** START OF PROVIDED DATA **

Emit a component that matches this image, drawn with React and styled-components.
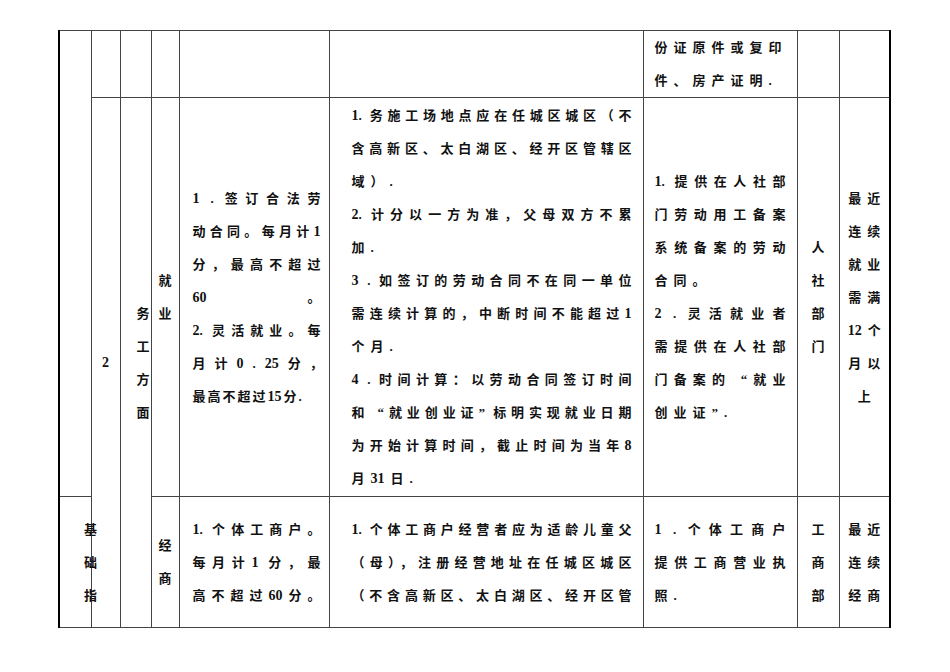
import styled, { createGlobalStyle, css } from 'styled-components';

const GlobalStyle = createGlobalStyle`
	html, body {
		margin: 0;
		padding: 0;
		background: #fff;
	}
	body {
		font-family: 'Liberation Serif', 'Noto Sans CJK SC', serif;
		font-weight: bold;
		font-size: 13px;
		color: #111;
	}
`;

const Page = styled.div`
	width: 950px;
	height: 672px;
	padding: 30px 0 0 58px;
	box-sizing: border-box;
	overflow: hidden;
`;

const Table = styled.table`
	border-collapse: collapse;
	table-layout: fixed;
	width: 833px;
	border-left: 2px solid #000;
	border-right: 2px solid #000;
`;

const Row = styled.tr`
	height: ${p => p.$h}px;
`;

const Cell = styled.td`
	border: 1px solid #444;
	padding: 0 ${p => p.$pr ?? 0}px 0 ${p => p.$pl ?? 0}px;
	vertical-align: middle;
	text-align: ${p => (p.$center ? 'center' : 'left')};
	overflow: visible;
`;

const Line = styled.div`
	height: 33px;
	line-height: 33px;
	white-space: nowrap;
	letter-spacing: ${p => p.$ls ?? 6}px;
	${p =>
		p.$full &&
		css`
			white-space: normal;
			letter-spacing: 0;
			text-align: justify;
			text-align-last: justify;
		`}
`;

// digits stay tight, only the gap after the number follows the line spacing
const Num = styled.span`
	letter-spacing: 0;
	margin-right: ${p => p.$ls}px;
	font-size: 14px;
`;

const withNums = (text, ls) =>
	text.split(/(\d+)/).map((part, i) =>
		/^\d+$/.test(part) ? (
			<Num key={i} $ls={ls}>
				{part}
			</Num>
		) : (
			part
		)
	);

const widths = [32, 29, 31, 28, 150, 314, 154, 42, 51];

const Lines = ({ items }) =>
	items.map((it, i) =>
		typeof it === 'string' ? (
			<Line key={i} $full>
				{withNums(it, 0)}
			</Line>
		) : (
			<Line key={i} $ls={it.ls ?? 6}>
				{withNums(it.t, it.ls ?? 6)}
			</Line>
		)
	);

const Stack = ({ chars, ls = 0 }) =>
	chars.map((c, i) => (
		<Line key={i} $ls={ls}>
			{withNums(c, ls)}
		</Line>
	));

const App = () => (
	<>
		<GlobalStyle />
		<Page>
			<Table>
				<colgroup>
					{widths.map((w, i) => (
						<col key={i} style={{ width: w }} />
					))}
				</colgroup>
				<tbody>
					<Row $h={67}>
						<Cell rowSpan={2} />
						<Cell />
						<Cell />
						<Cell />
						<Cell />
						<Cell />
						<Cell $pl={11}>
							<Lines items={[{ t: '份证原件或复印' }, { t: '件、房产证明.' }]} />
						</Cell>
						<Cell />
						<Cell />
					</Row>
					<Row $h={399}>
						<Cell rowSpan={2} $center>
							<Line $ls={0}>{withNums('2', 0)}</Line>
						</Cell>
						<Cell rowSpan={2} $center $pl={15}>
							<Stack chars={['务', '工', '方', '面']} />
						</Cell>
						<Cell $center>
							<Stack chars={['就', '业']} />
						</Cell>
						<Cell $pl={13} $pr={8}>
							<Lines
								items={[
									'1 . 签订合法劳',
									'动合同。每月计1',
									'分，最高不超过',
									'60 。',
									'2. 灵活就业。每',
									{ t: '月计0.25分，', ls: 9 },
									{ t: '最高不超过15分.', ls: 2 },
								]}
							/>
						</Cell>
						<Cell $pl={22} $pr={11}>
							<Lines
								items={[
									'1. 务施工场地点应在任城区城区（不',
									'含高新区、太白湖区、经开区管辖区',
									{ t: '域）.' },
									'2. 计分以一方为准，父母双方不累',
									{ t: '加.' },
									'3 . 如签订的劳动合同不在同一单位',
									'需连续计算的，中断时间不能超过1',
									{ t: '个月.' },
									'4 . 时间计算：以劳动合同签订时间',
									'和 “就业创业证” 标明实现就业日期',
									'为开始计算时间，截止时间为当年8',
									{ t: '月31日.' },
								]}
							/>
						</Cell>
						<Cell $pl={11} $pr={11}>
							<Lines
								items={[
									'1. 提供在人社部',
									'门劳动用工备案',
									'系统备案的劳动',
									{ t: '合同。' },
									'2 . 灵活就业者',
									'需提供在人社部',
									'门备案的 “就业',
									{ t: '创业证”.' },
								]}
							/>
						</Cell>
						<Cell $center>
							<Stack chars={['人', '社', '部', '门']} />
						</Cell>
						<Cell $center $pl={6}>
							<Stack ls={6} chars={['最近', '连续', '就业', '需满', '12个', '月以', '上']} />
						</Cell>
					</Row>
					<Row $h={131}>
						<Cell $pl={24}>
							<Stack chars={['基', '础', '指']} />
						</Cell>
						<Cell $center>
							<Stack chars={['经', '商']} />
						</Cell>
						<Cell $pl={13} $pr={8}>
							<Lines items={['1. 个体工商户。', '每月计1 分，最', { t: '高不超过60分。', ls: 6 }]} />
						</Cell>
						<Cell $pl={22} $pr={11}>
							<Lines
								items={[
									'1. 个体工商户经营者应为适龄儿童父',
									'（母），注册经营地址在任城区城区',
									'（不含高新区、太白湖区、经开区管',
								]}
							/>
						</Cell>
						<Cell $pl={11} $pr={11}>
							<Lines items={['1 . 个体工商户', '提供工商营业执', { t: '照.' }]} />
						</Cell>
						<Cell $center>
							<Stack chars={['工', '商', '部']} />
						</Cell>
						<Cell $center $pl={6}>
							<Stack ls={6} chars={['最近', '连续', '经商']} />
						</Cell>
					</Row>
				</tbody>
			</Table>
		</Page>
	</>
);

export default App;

** END OF PROVIDED DATA **

• _WHAT TO WORK ON_:
Transcribe the material exactly, leaving every picture out.

• _WRITTEN RESPONSE_:
Emit a component that matches this image, drawn with React and styled-components.
import styled, { createGlobalStyle, css } from 'styled-components';

const GlobalStyle = createGlobalStyle`
	html, body {
		margin: 0;
		padding: 0;
		background: #fff;
	}
	body {
		font-family: 'Liberation Serif', 'Noto Sans CJK SC', serif;
		font-weight: bold;
		font-size: 13px;
		color: #111;
	}
`;

const Page = styled.div`
	width: 950px;
	height: 672px;
	padding: 30px 0 0 58px;
	box-sizing: border-box;
	overflow: hidden;
`;

const Table = styled.table`
	border-collapse: collapse;
	table-layout: fixed;
	width: 833px;
	border-left: 2px solid #000;
	border-right: 2px solid #000;
`;

const Row = styled.tr`
	height: ${p => p.$h}px;
`;

const Cell = styled.td`
	border: 1px solid #444;
	padding: 0 ${p => p.$pr ?? 0}px 0 ${p => p.$pl ?? 0}px;
	vertical-align: middle;
	text-align: ${p => (p.$center ? 'center' : 'left')};
	overflow: visible;
`;

const Line = styled.div`
	height: 33px;
	line-height: 33px;
	white-space: nowrap;
	letter-spacing: ${p => p.$ls ?? 6}px;
	${p =>
		p.$full &&
		css`
			white-space: normal;
			letter-spacing: 0;
			text-align: justify;
			text-align-last: justify;
		`}
`;

// digits stay tight, only the gap after the number follows the line spacing
const Num = styled.span`
	letter-spacing: 0;
	margin-right: ${p => p.$ls}px;
	font-size: 14px;
`;

const withNums = (text, ls) =>
	text.split(/(\d+)/).map((part, i) =>
		/^\d+$/.test(part) ? (
			<Num key={i} $ls={ls}>
				{part}
			</Num>
		) : (
			part
		)
	);

const widths = [32, 29, 31, 28, 150, 314, 154, 42, 51];

const Lines = ({ items }) =>
	items.map((it, i) =>
		typeof it === 'string' ? (
			<Line key={i} $full>
				{withNums(it, 0)}
			</Line>
		) : (
			<Line key={i} $ls={it.ls ?? 6}>
				{withNums(it.t, it.ls ?? 6)}
			</Line>
		)
	);

const Stack = ({ chars, ls = 0 }) =>
	chars.map((c, i) => (
		<Line key={i} $ls={ls}>
			{withNums(c, ls)}
		</Line>
	));

const App = () => (
	<>
		<GlobalStyle />
		<Page>
			<Table>
				<colgroup>
					{widths.map((w, i) => (
						<col key={i} style={{ width: w }} />
					))}
				</colgroup>
				<tbody>
					<Row $h={67}>
						<Cell rowSpan={2} />
						<Cell />
						<Cell />
						<Cell />
						<Cell />
						<Cell />
						<Cell $pl={11}>
							<Lines items={[{ t: '份证原件或复印' }, { t: '件、房产证明.' }]} />
						</Cell>
						<Cell />
						<Cell />
					</Row>
					<Row $h={399}>
						<Cell rowSpan={2} $center>
							<Line $ls={0}>{withNums('2', 0)}</Line>
						</Cell>
						<Cell rowSpan={2} $center $pl={15}>
							<Stack chars={['务', '工', '方', '面']} />
						</Cell>
						<Cell $center>
							<Stack chars={['就', '业']} />
						</Cell>
						<Cell $pl={13} $pr={8}>
							<Lines
								items={[
									'1 . 签订合法劳',
									'动合同。每月计1',
									'分，最高不超过',
									'60 。',
									'2. 灵活就业。每',
									{ t: '月计0.25分，', ls: 9 },
									{ t: '最高不超过15分.', ls: 2 },
								]}
							/>
						</Cell>
						<Cell $pl={22} $pr={11}>
							<Lines
								items={[
									'1. 务施工场地点应在任城区城区（不',
									'含高新区、太白湖区、经开区管辖区',
									{ t: '域）.' },
									'2. 计分以一方为准，父母双方不累',
									{ t: '加.' },
									'3 . 如签订的劳动合同不在同一单位',
									'需连续计算的，中断时间不能超过1',
									{ t: '个月.' },
									'4 . 时间计算：以劳动合同签订时间',
									'和 “就业创业证” 标明实现就业日期',
									'为开始计算时间，截止时间为当年8',
									{ t: '月31日.' },
								]}
							/>
						</Cell>
						<Cell $pl={11} $pr={11}>
							<Lines
								items={[
									'1. 提供在人社部',
									'门劳动用工备案',
									'系统备案的劳动',
									{ t: '合同。' },
									'2 . 灵活就业者',
									'需提供在人社部',
									'门备案的 “就业',
									{ t: '创业证”.' },
								]}
							/>
						</Cell>
						<Cell $center>
							<Stack chars={['人', '社', '部', '门']} />
						</Cell>
						<Cell $center $pl={6}>
							<Stack ls={6} chars={['最近', '连续', '就业', '需满', '12个', '月以', '上']} />
						</Cell>
					</Row>
					<Row $h={131}>
						<Cell $pl={24}>
							<Stack chars={['基', '础', '指']} />
						</Cell>
						<Cell $center>
							<Stack chars={['经', '商']} />
						</Cell>
						<Cell $pl={13} $pr={8}>
							<Lines items={['1. 个体工商户。', '每月计1 分，最', { t: '高不超过60分。', ls: 6 }]} />
						</Cell>
						<Cell $pl={22} $pr={11}>
							<Lines
								items={[
									'1. 个体工商户经营者应为适龄儿童父',
									'（母），注册经营地址在任城区城区',
									'（不含高新区、太白湖区、经开区管',
								]}
							/>
						</Cell>
						<Cell $pl={11} $pr={11}>
							<Lines items={['1 . 个体工商户', '提供工商营业执', { t: '照.' }]} />
						</Cell>
						<Cell $center>
							<Stack chars={['工', '商', '部']} />
						</Cell>
						<Cell $center $pl={6}>
							<Stack ls={6} chars={['最近', '连续', '经商']} />
						</Cell>
					</Row>
				</tbody>
			</Table>
		</Page>
	</>
);

export default App;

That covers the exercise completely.